China Zorrilla fue sin dudas una de las personalidades artísticas más importantes del Río de la Plata, que con su talento superó las fronteras y así lo entendió también el ambiente cultural de otras latitudes. Por eso en 2008 recibió por parte del gobierno de Francia la condecoración de la Legión de Honor en el grado de caballero, y en el 2000 el gobierno chileno le concedió la Orden al Mérito Docente y Cultural Gabriela Mistral.
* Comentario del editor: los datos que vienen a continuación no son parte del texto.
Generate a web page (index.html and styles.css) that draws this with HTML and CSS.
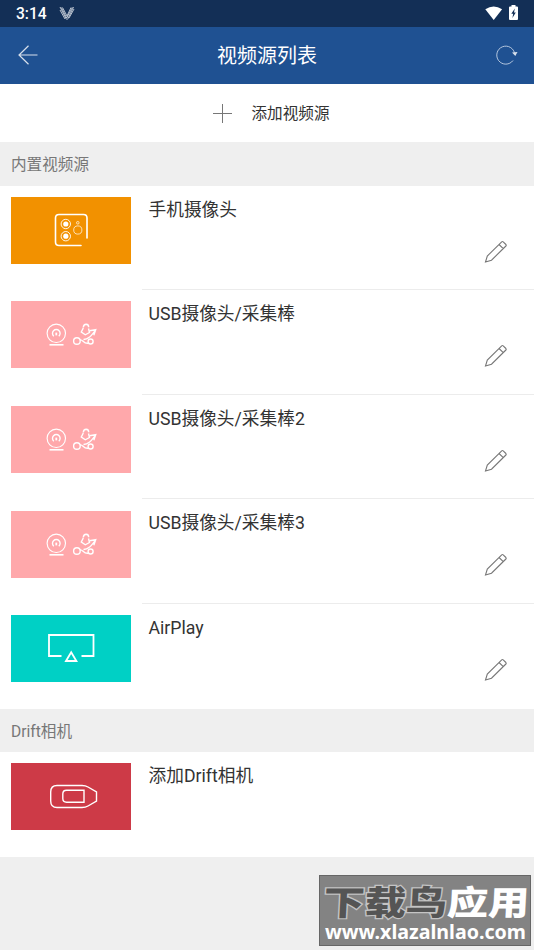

Por su parte, en su país de origen, el Uruguay, en 2011 el gobierno la homenajeó con un sello de correo (que podría haber sido visto como una entelequia pero que ella supo apreciar como nadie por ser amante de la correspondencia epistolar). En su país de adopción, la Argentina, recibió a lo largo de su estadía la Orden de Mayo por parte del gobierno, el Premio Fondo Nacional de las Artes, los reconocimientos como Ciudadana Ilustre de la Ciudad de Buenos Aires y también de Mar del Plata y la Mención de Honor Domingo Faustino Sarmiento por parte del Senado de la Nación. Todos estos reconocimientos oficiales, empero, no se comparan con el cariño y la admiración que sus pares y el público le manifestaron a lo largo de 70 años de carrera y que a ella, de tanto en tanto, le hacían exclamar: “Yo creo que he hecho las cosas bien”.